Editorial. Preguntas y respuestas.
Todo país que vive una etapa de crisis y de cambios tiene la obligación de plantearse algunas preguntas acerca de cuáles son los nudos fundamentales que deberá desatar para poder enfrentar adecuadamente su futuro. No se trata solamente de trazar algunos lineamientos institucionales, políticos y económicos, sino de proyectar y elaborar una concepción clara de cuál es el tipo de sociedad en que queremos que desarrollen nuestras vidas y, lo que es tremendamente más grave, las vidas de nuestros hijos y de las nuevas generaciones que no han sido actores en la toma de las determinaciones del presente pero que, conforme a lo que hagamos y decidamos hoy, , qué duda cabe, verán afectadas, para bien o para mal, sus existencias y destinos.
Aparentemente la democracia es el terreno en que de mejor manera se expresa el respeto a los derechos fundamentales de todas la personas, en que se reconoce su capacidad de participar en la vida de la comunidad con similares derechos a todos los demás aun cuando de hecho existan entre ellos gruesas diferencias educacionales, económicas, culturales, etc.
Cabe preguntarse: Pero, entonces, ¿qué es lo que hace posible que seres tan distintos puedan convivir adecuadamente?
La Revolución Francesa de1789, tras el caos y la agitación social, dejó un legado simple pero imborrable que hasta hoy, veinticuatro décadas más tarde, persiste en el ideario y propósitos de innumerables sociedades políticas: LIBERTAD, IGUALDAD, FRATERNIDAD.
Si se quiere mirar el desenvolvimiento de las naciones, cada una de ellas con sus propias características y problemas, sería correcto afirmar que en su seno los grupos más individualistas y conservadores han privilegiado en sus proyectos ideológicos la defensa de las libertades destacando su temeraria afirmación de que, precisamente, la libertad económica irrestricta constituye la base, la conditio sine qua non de todas las otras libertades.
Por la acera de enfrente, han caminado los sectores sociales que en el lenguaje actual pueden ser catalogados como “progresistas”, los que, tomando conciencia de la grave situación de las grandes mayorías deprivadas han concentrado sus esfuerzos y sus luchas en la búsqueda de crecientes niveles de justicia y equidad.
Si bien en uno y otro plano, con todas las vicisitudes del caso, ha habido avances y retrocesos, pareciera indesmentible que la conciencia de la humanidad ha incorporado como valores esenciales perseguibles a uno y otro: libertad e igualdad.
Sin embargo, el fracaso se ha dado en torno al ideal soñado de la Fraternidad.
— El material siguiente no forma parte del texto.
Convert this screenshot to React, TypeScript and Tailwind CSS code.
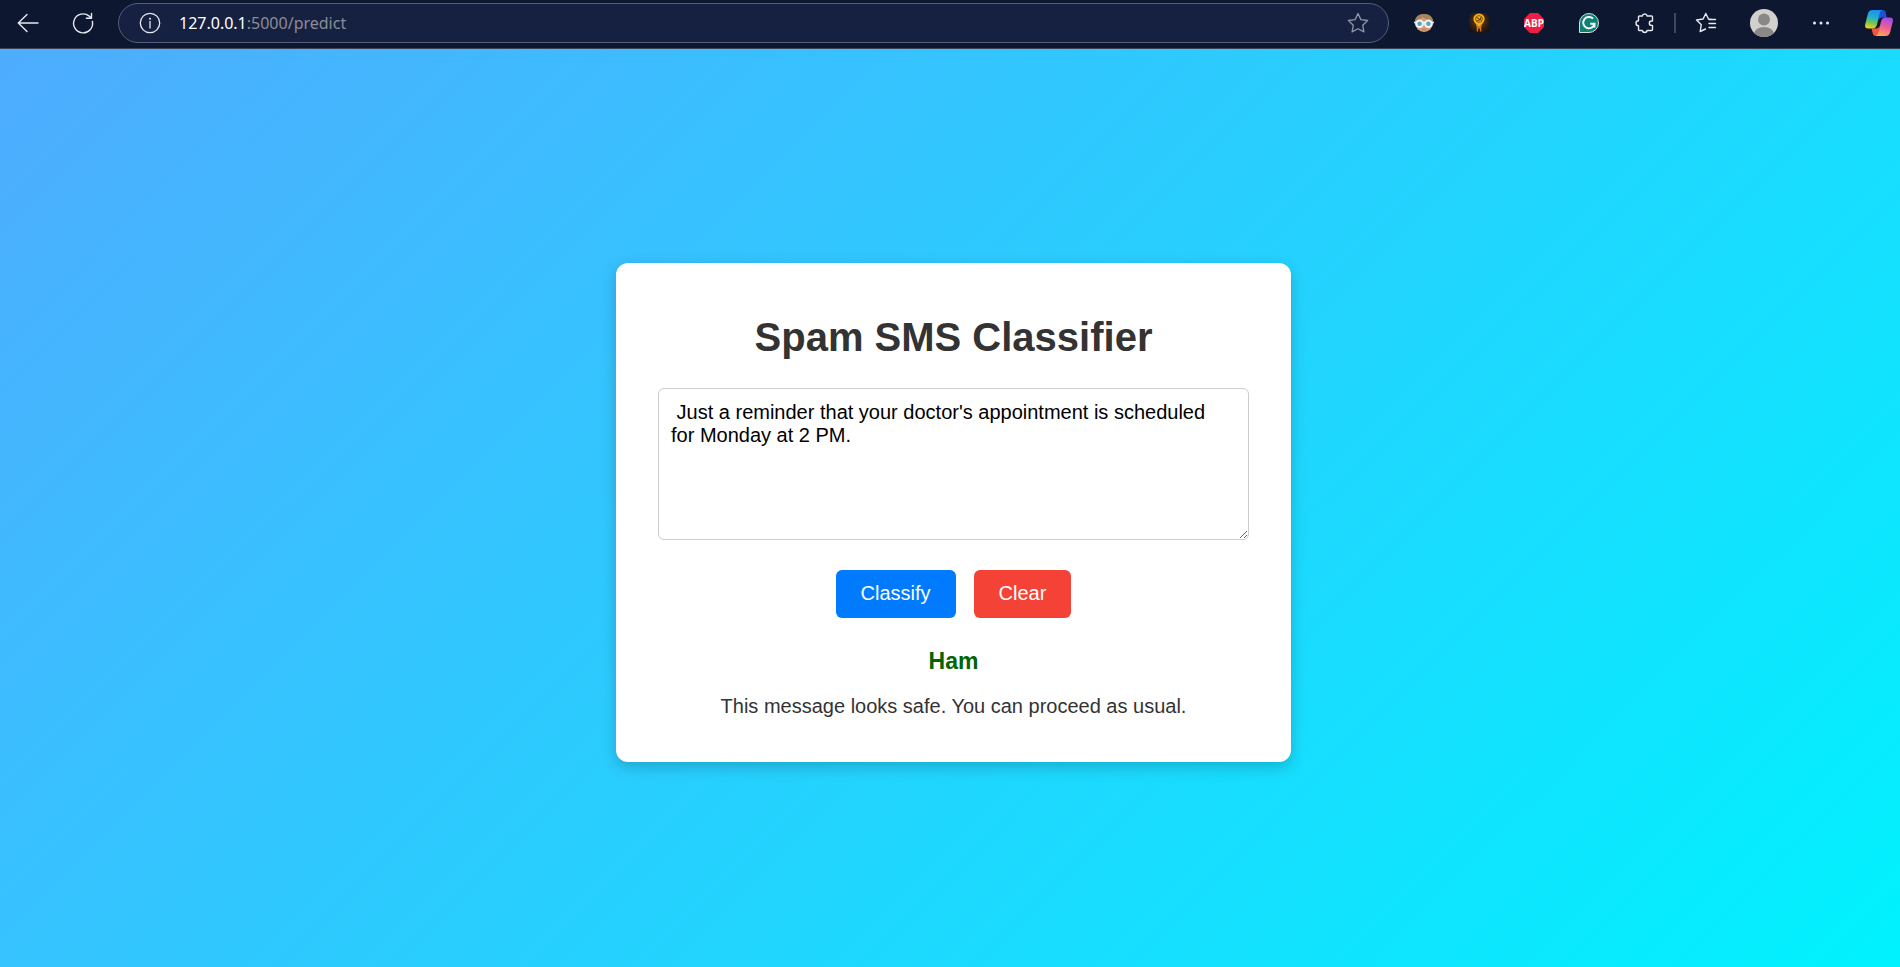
import React, { useState } from "react";

const iconButton = "flex shrink-0 items-center justify-center";

function BackIcon() {
  return (
    <svg width="24" height="24" viewBox="0 0 24 24" fill="none" stroke="#e6e9f0" strokeWidth="1.4" strokeLinecap="round" strokeLinejoin="round">
      <path d="M22 12H2.300M11 3.500L2.300 12L11 20.500" />
    </svg>
  );
}

function ReloadIcon() {
  return (
    <svg width="24" height="24" viewBox="0 0 24 24" fill="none" stroke="#e6e9f0" strokeWidth="1.400" strokeLinecap="round" strokeLinejoin="round">
      <path d="M21.400 10.500A9.500 9.500 0 1 1 18.200 5.100L20.300 7.200M20.500 2.500V7.200H15.300" />
    </svg>
  );
}

function InfoIcon() {
  return (
    <svg width="22" height="22" viewBox="0 0 22 22" fill="none" stroke="#e6e9f0" strokeWidth="1.300">
      <circle cx="11" cy="11" r="9.700" />
      <path d="M11 9.500V16" strokeLinecap="round" />
      <circle cx="11" cy="6.700" r="1" fill="#e6e9f0" stroke="none" />
    </svg>
  );
}

function StarIcon() {
  return (
    <svg width="22" height="22" viewBox="0 0 22 22" fill="none" stroke="#8f96a6" strokeWidth="1.300" strokeLinejoin="round">
      <path d="M11 1.500L13.900 7.600L20.600 8.500L15.700 13.200L16.900 19.900L11 16.700L5.100 19.900L6.300 13.200L1.400 8.500L8.100 7.600Z" />
    </svg>
  );
}

function FaceIcon() {
  return (
    <svg width="20" height="20" viewBox="0 0 20 20">
      <circle cx="10" cy="10" r="9" fill="#d59a77" />
      <path d="M1 9Q1 1 10 1Q19 1 19 9Q14 8 8.500 4Q6 7.500 1 9Z" fill="#a98359" />
      <path d="M0 9.500H20" stroke="#e8f6fa" strokeWidth="1.500" />
      <circle cx="5.600" cy="10.800" r="3.300" fill="#6b9fb0" stroke="#e8f8fc" strokeWidth="2" />
      <circle cx="14.400" cy="10.800" r="3.300" fill="#6b9fb0" stroke="#e8f8fc" strokeWidth="2" />
      <path d="M8.300 16.500H11.700" stroke="#c4705e" strokeWidth="1" />
    </svg>
  );
}

function BulbIcon() {
  return (
    <svg width="20" height="20" viewBox="0 0 20 20">
      <defs>
        <radialGradient id="bulbGlow" cx="0.5" cy="0.4" r="0.6">
          <stop offset="0" stopColor="#7a4000" />
          <stop offset="1" stopColor="#17131c" />
        </radialGradient>
      </defs>
      <rect width="20" height="20" rx="2" fill="url(#bulbGlow)" />
      <path d="M6.500 10H13.500L12.300 14V18.500H10.900V15.500H9.100V18.500H7.700V14Z" fill="#d9780f" />
      <circle cx="10" cy="6" r="5.600" fill="#f5b31a" />
      <circle cx="10" cy="6" r="3.400" fill="none" stroke="#7a4a08" strokeWidth="0.900" />
      <path d="M7.500 4.500L12.300 7.200M8 7.800Q11 8.500 12.300 4" stroke="#4a2b05" strokeWidth="0.900" fill="none" />
      <path d="M8.500 12H11.500" stroke="#ffd75a" strokeWidth="1" />
    </svg>
  );
}

function AbpIcon() {
  return (
    <svg width="20" height="20" viewBox="0 0 20 20">
      <path d="M5.900 0H14.100L20 5.900V14.100L14.100 20H5.900L0 14.100V5.900Z" fill="#ed1e45" />
      <text x="10" y="13.800" textAnchor="middle" fontFamily="'Liberation Sans Narrow', 'Noto Sans', sans-serif" fontWeight="700" fontSize="10" fill="#fff">ABP</text>
    </svg>
  );
}

function GrammarIcon() {
  return (
    <svg width="20" height="20" viewBox="0 0 20 20">
      <path d="M.5 19.500V10A9.500 9.500 0 1 1 10 19.500Z" fill="#0f8173" stroke="#cfe0df" strokeWidth="1" />
      <path d="M14 5.700A5.700 5.700 0 1 0 15.500 10.800H11.300M15.500 10.800V14.500" fill="none" stroke="#fff" strokeWidth="1.900" />
    </svg>
  );
}

function PuzzleIcon() {
  return (
    <svg width="22" height="22" viewBox="0 0 22 22" fill="none" stroke="#e6e9f0" strokeWidth="1.400" strokeLinejoin="round">
      <path d="M4.500 5A1 1 0 0 1 5.500 4H8.300A2.500 2.500 0 0 1 13.200 4H17.500A1 1 0 0 1 18.500 5V9H17.500A2.200 2.200 0 0 0 17.500 13.400H18.500V17.500A1 1 0 0 1 17.500 18.500H13.200A2.500 2.500 0 0 1 8.300 18.500H5.500A1 1 0 0 1 4.500 17.500V13.700A2.500 2.500 0 0 1 4.500 8.700Z" />
    </svg>
  );
}

function FavoritesIcon() {
  return (
    <svg width="22" height="22" viewBox="0 0 22 22" fill="none" stroke="#e6e9f0" strokeWidth="1.400" strokeLinecap="round" strokeLinejoin="round">
      <path d="M17 7.500L13.500 7L10.800 1.500L8.100 7L1.500 8L6.300 12.700L5.200 19.500L10.500 17M14 7.500H20.500M14 11.500H20.500M14 15.500H20.500" />
    </svg>
  );
}

function AvatarIcon() {
  return (
    <svg width="28" height="28" viewBox="0 0 28 28">
      <defs>
        <clipPath id="avatarClip">
          <circle cx="14" cy="14" r="14" />
        </clipPath>
      </defs>
      <g clipPath="url(#avatarClip)">
        <rect width="28" height="28" fill="#d2d0ce" />
        <circle cx="14" cy="10.500" r="6" fill="#8a8886" />
        <ellipse cx="14" cy="25" rx="10" ry="7" fill="#8a8886" />
      </g>
    </svg>
  );
}

function CopilotIcon() {
  return (
    <svg width="28" height="26" viewBox="0 0 28 26">
      <defs>
        <linearGradient id="cpLeft" x1="0.6" y1="0" x2="0.400" y2="1">
          <stop offset="0" stopColor="#1b8df0" />
          <stop offset="0.400" stopColor="#22b0d0" />
          <stop offset="0.700" stopColor="#6fc455" />
          <stop offset="1" stopColor="#f3cf1b" />
        </linearGradient>
        <linearGradient id="cpRight" x1="0.700" y1="0" x2="0.400" y2="1">
          <stop offset="0" stopColor="#a24bea" />
          <stop offset="0.500" stopColor="#ea5c9c" />
          <stop offset="1" stopColor="#ffa25a" />
        </linearGradient>
      </defs>
      <path d="M13 0H17.500Q20 0 20.600 2L21.800 7.500H17Q14.500 7.500 13.500 10Z" fill="#1f50d8" />
      <path d="M15 26H11Q8.500 26 7.900 24L6.500 18.500H11Q13.500 18.500 14.500 16Z" fill="#f2553b" />
      <path d="M7.500 0H17.500Q15.300 .5 14.500 4L12 14.500Q11 18.500 7.500 18.500H3Q-.6 18.500 .2 14.500L2.800 4Q3.800 0 7.500 0Z" fill="url(#cpLeft)" />
      <path d="M20.500 26H10.500Q12.700 25.500 13.500 22L16 11.500Q17 7.500 20.500 7.500H25Q28.600 7.500 27.800 11.500L25.200 22Q24.200 26 20.500 26Z" fill="url(#cpRight)" />
    </svg>
  );
}

function BrowserBar() {
  return (
    <header className="flex h-[49px] shrink-0 items-center border-b border-[#3a4256] bg-[#0e1730] pb-0.5 pl-4 pr-[7px]">
      <button type="button" aria-label="Back" className={iconButton}>
        <BackIcon />
      </button>
      <button type="button" aria-label="Refresh" className={`${iconButton} ml-[31px]`}>
        <ReloadIcon />
      </button>
      <div className="ml-[23px] flex h-10 min-w-0 flex-1 items-center rounded-full border border-[#555e76] bg-[#162142] pl-5 pr-[19px]">
        <InfoIcon />
        <a href="#predict" className="ml-[18px] flex-1 font-['Noto_Sans','Open_Sans',sans-serif] text-base leading-6 text-[#8b8d94]">
          <span className="text-white">127.0.0.1</span>:5000/predict
        </a>
        <button type="button" aria-label="Add to favorites" className={iconButton}>
          <StarIcon />
        </button>
      </div>
      <nav aria-label="Extensions" className="ml-[25px] flex shrink-0 items-center gap-[35px]">
        <button type="button" aria-label="Glasses extension" className={iconButton}><FaceIcon /></button>
        <button type="button" aria-label="Bulb extension" className={iconButton}><BulbIcon /></button>
        <button type="button" aria-label="Ad blocker" className={iconButton}><AbpIcon /></button>
        <button type="button" aria-label="Grammar" className={iconButton}><GrammarIcon /></button>
        <button type="button" aria-label="Extensions" className={iconButton}><PuzzleIcon /></button>
      </nav>
      <div className="ml-[18px] h-5 w-[2px] shrink-0 bg-[#3f475b]" />
      <div className="ml-[19px] flex shrink-0 items-center">
        <button type="button" aria-label="Favorites" className={iconButton}><FavoritesIcon /></button>
        <button type="button" aria-label="Profile" className={`${iconButton} ml-[33px]`}><AvatarIcon /></button>
        <button type="button" aria-label="Settings and more" className={`${iconButton} ml-8`}>
          <svg width="22" height="22" viewBox="0 0 22 22" fill="#e6e9f0">
            <circle cx="4.500" cy="11" r="1.500" />
            <circle cx="11" cy="11" r="1.500" />
            <circle cx="17.500" cy="11" r="1.500" />
          </svg>
        </button>
        <button type="button" aria-label="Copilot" className={`${iconButton} ml-[33px]`}><CopilotIcon /></button>
      </div>
    </header>
  );
}

export default function App() {
  const [message, setMessage] = useState(
    " Just a reminder that your doctor's appointment is scheduled for Monday at 2 PM."
  );

  return (
    <div className="flex min-h-screen flex-col font-['Liberation_Sans',Arial,sans-serif]">
      <BrowserBar />
      <main className="flex flex-1 items-center justify-center bg-linear-[135deg,#4facfe,#00f2fe] pl-[7px] pt-2">
        <section className="w-full max-w-[675px] rounded-xl bg-white px-[42px] pb-11 pt-[51px] text-center text-[#333] shadow-[0_5px_15px_rgba(0,0,0,0.2)]">
          <h1 className="text-[40px] font-bold leading-[46px]">Spam SMS Classifier</h1>
          <form onSubmit={(e) => e.preventDefault()} className="mt-7">
            <textarea
              aria-label="Message"
              spellCheck={false}
              value={message}
              onChange={(e) => setMessage(e.target.value)}
              className="block h-[152px] w-full resize rounded-md border border-[#ccc] bg-white py-3 pl-3 pr-6 text-xl leading-[23px] text-black outline-none"
            />
            <div className="mt-[30px] flex justify-center gap-[18px]">
              <button type="submit" className="h-12 rounded-md bg-[#007bff] px-[25px] text-xl leading-[23px] text-white">
                Classify
              </button>
              <button type="button" onClick={() => setMessage("")} className="h-12 rounded-md bg-[#f44336] px-[25px] text-xl leading-[23px] text-white">
                Clear
              </button>
            </div>
          </form>
          <h2 className="mt-[30px] text-[23px] font-bold leading-[26px] text-[#006400]">Ham</h2>
          <p className="mt-[21px] text-xl leading-[23px]">This message looks safe. You can proceed as usual.</p>
        </section>
      </main>
    </div>
  );
}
Las sociedades contemporáneas, en su gran mayoría han incubado un clima de agresividad y violencia que no solo se expresa en el terreno de la represión política institucionalizada sino que permea todas las capas y estratos sociales haciendo que cada ser humano sea un lobo frente a un semejante.
La pregunta clave que se debe responder es: ¿Cuáles son los factores y circunstancias que alimentan este proceso que está corroyendo las bases de nuestra vida en comunidad?
Como sucede con todo fenómeno social, la respuesta a la cuestión no es simple.
Se trata sin duda de un problema muticausal. Los analistas han apuntado a una amplia gama de aspectos entre los cuales se han mencionado las consecuencias de la pandemia que se expresan en el detrimento de las condiciones laborales y el incremento de la desocupación con sus secuelas de incertidumbre e inestabilidad; el deterioro grave de las relaciones interpersonales que ha multiplicado las angustias que provocan el abandono y la soledad; el ambiente de indefensión que campea en diversos ámbitos y que se exacerba ante lo que se percibe como carencia de soluciones prontas y adecuadas por parte de la autoridad pública a requerimientos vitales de la población; la sensación de impunidad generalizada frente a la delincuencia o de inaceptables desigualdades en la aplicación de las normas penales; la intolerancia a la frustración; las dificultades de “el sistema” para que la gente pueda concretar aspiraciones básicas; la aporofobia o estigmatización de la pobreza; son todas facetas, entre muchas otras, que sirven de terreno fértil al cultivo de la agresividad y la violencia generalizadas.
Por su lado, el progreso tecnológico moderno manifestado especialmente en la masiva intercomunicación a través de las redes sociales ha llevado a una abismante polarización de la sociedad en que los sujetos ven todo a través del prisma del “bien” y “el mal”, del “sí” o del “no”, mostrándose incapaces de aceptar la existencia de tonalidades diversas o de admitir siquiera la posibilidad del error propio.
En consecuencia, ¿podremos romper la inercia de la polaridad y la violencia? Es posible pero ello requiere un esfuerzo conjunto y pertinaz de todos. Las responsabilidades son de todos pero, claramente, son mayores las de ciertos actores. En un próximo comentario editorial procuraremos ahondar en el tema que debe considerarse muy, muy grave.